--- begin Data ---
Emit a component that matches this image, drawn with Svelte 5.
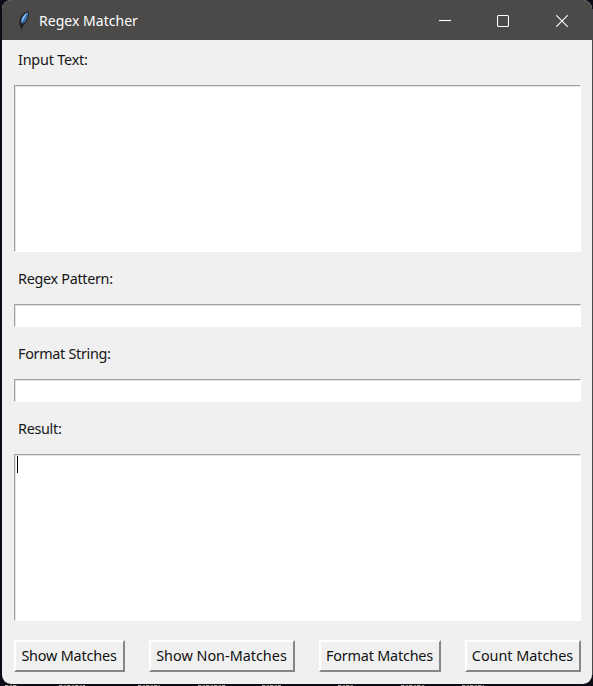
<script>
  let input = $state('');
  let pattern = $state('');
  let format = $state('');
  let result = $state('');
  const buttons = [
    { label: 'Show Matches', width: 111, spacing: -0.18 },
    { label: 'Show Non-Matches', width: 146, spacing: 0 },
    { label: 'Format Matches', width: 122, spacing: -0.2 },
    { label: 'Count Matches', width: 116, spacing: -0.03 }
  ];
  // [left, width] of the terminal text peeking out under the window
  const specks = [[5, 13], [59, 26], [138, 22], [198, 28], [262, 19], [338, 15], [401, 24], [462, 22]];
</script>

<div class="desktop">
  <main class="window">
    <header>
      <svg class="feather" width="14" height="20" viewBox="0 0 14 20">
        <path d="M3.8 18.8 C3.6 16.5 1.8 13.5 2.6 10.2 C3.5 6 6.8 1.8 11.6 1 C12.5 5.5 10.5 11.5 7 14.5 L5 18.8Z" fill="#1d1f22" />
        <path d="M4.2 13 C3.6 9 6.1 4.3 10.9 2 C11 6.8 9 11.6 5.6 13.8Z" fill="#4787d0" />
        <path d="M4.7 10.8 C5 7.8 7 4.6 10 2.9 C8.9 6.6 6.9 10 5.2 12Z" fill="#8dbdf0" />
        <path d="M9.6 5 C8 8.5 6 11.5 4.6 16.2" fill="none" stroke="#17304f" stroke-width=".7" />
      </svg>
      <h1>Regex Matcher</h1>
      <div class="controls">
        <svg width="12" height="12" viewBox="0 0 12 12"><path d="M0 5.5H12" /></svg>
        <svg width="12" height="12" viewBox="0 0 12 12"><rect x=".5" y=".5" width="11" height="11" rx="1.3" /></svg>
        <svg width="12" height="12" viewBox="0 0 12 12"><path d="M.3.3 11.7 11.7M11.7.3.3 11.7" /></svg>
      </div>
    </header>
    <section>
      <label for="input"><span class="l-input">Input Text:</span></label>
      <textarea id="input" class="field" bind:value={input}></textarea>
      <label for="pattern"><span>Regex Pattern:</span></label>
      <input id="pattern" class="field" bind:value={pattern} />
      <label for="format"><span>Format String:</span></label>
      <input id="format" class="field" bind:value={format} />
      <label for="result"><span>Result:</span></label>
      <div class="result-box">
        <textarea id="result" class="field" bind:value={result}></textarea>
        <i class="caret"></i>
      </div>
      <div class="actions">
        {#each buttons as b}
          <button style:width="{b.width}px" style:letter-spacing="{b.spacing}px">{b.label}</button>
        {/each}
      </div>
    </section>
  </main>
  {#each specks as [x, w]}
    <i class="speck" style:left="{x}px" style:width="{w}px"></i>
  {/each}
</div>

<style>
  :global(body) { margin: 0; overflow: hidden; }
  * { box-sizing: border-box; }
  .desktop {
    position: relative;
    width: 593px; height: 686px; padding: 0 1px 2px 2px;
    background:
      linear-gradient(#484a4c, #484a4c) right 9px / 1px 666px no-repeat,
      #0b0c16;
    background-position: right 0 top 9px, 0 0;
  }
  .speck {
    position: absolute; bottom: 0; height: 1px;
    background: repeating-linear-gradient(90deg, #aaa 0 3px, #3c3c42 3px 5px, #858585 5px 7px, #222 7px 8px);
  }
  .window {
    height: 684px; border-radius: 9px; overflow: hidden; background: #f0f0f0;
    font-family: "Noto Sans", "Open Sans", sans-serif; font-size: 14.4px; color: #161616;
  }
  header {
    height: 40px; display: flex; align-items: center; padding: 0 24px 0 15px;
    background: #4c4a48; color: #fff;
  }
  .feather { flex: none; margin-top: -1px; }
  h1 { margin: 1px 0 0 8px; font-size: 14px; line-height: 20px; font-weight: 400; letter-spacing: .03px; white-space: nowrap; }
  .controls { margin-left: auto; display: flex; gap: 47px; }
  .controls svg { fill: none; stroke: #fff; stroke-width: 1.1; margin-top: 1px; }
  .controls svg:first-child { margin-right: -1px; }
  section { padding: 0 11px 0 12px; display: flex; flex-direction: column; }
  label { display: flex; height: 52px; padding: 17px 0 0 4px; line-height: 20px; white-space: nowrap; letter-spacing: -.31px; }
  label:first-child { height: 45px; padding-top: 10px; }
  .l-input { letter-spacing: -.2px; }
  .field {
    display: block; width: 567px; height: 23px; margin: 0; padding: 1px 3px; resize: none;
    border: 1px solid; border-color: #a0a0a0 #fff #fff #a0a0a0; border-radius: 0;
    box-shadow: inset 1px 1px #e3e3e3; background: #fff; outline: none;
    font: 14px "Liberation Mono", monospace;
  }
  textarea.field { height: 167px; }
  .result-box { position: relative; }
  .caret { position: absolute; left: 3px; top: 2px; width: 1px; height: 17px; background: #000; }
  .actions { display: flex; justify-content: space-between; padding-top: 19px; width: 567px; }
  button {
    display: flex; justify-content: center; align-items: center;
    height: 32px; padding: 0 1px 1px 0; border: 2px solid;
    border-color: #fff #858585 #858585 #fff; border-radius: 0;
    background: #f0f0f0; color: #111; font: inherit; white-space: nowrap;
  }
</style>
--- end Data ---
● Aim of the task: Reproduce all of the material above word for word. Omit the pictures.

● Response to the exercise:
Emit a component that matches this image, drawn with Svelte 5.
<script>
  let input = $state('');
  let pattern = $state('');
  let format = $state('');
  let result = $state('');
  const buttons = [
    { label: 'Show Matches', width: 111, spacing: -0.18 },
    { label: 'Show Non-Matches', width: 146, spacing: 0 },
    { label: 'Format Matches', width: 122, spacing: -0.2 },
    { label: 'Count Matches', width: 116, spacing: -0.03 }
  ];
  // [left, width] of the terminal text peeking out under the window
  const specks = [[5, 13], [59, 26], [138, 22], [198, 28], [262, 19], [338, 15], [401, 24], [462, 22]];
</script>

<div class="desktop">
  <main class="window">
    <header>
      <svg class="feather" width="14" height="20" viewBox="0 0 14 20">
        <path d="M3.8 18.8 C3.6 16.5 1.8 13.5 2.6 10.2 C3.5 6 6.8 1.8 11.6 1 C12.5 5.5 10.5 11.5 7 14.5 L5 18.8Z" fill="#1d1f22" />
        <path d="M4.2 13 C3.6 9 6.1 4.3 10.9 2 C11 6.8 9 11.6 5.6 13.8Z" fill="#4787d0" />
        <path d="M4.7 10.8 C5 7.8 7 4.6 10 2.9 C8.9 6.6 6.9 10 5.2 12Z" fill="#8dbdf0" />
        <path d="M9.6 5 C8 8.5 6 11.5 4.6 16.2" fill="none" stroke="#17304f" stroke-width=".7" />
      </svg>
      <h1>Regex Matcher</h1>
      <div class="controls">
        <svg width="12" height="12" viewBox="0 0 12 12"><path d="M0 5.5H12" /></svg>
        <svg width="12" height="12" viewBox="0 0 12 12"><rect x=".5" y=".5" width="11" height="11" rx="1.3" /></svg>
        <svg width="12" height="12" viewBox="0 0 12 12"><path d="M.3.3 11.7 11.7M11.7.3.3 11.7" /></svg>
      </div>
    </header>
    <section>
      <label for="input"><span class="l-input">Input Text:</span></label>
      <textarea id="input" class="field" bind:value={input}></textarea>
      <label for="pattern"><span>Regex Pattern:</span></label>
      <input id="pattern" class="field" bind:value={pattern} />
      <label for="format"><span>Format String:</span></label>
      <input id="format" class="field" bind:value={format} />
      <label for="result"><span>Result:</span></label>
      <div class="result-box">
        <textarea id="result" class="field" bind:value={result}></textarea>
        <i class="caret"></i>
      </div>
      <div class="actions">
        {#each buttons as b}
          <button style:width="{b.width}px" style:letter-spacing="{b.spacing}px">{b.label}</button>
        {/each}
      </div>
    </section>
  </main>
  {#each specks as [x, w]}
    <i class="speck" style:left="{x}px" style:width="{w}px"></i>
  {/each}
</div>

<style>
  :global(body) { margin: 0; overflow: hidden; }
  * { box-sizing: border-box; }
  .desktop {
    position: relative;
    width: 593px; height: 686px; padding: 0 1px 2px 2px;
    background:
      linear-gradient(#484a4c, #484a4c) right 9px / 1px 666px no-repeat,
      #0b0c16;
    background-position: right 0 top 9px, 0 0;
  }
  .speck {
    position: absolute; bottom: 0; height: 1px;
    background: repeating-linear-gradient(90deg, #aaa 0 3px, #3c3c42 3px 5px, #858585 5px 7px, #222 7px 8px);
  }
  .window {
    height: 684px; border-radius: 9px; overflow: hidden; background: #f0f0f0;
    font-family: "Noto Sans", "Open Sans", sans-serif; font-size: 14.4px; color: #161616;
  }
  header {
    height: 40px; display: flex; align-items: center; padding: 0 24px 0 15px;
    background: #4c4a48; color: #fff;
  }
  .feather { flex: none; margin-top: -1px; }
  h1 { margin: 1px 0 0 8px; font-size: 14px; line-height: 20px; font-weight: 400; letter-spacing: .03px; white-space: nowrap; }
  .controls { margin-left: auto; display: flex; gap: 47px; }
  .controls svg { fill: none; stroke: #fff; stroke-width: 1.1; margin-top: 1px; }
  .controls svg:first-child { margin-right: -1px; }
  section { padding: 0 11px 0 12px; display: flex; flex-direction: column; }
  label { display: flex; height: 52px; padding: 17px 0 0 4px; line-height: 20px; white-space: nowrap; letter-spacing: -.31px; }
  label:first-child { height: 45px; padding-top: 10px; }
  .l-input { letter-spacing: -.2px; }
  .field {
    display: block; width: 567px; height: 23px; margin: 0; padding: 1px 3px; resize: none;
    border: 1px solid; border-color: #a0a0a0 #fff #fff #a0a0a0; border-radius: 0;
    box-shadow: inset 1px 1px #e3e3e3; background: #fff; outline: none;
    font: 14px "Liberation Mono", monospace;
  }
  textarea.field { height: 167px; }
  .result-box { position: relative; }
  .caret { position: absolute; left: 3px; top: 2px; width: 1px; height: 17px; background: #000; }
  .actions { display: flex; justify-content: space-between; padding-top: 19px; width: 567px; }
  button {
    display: flex; justify-content: center; align-items: center;
    height: 32px; padding: 0 1px 1px 0; border: 2px solid;
    border-color: #fff #858585 #858585 #fff; border-radius: 0;
    background: #f0f0f0; color: #111; font: inherit; white-space: nowrap;
  }
</style>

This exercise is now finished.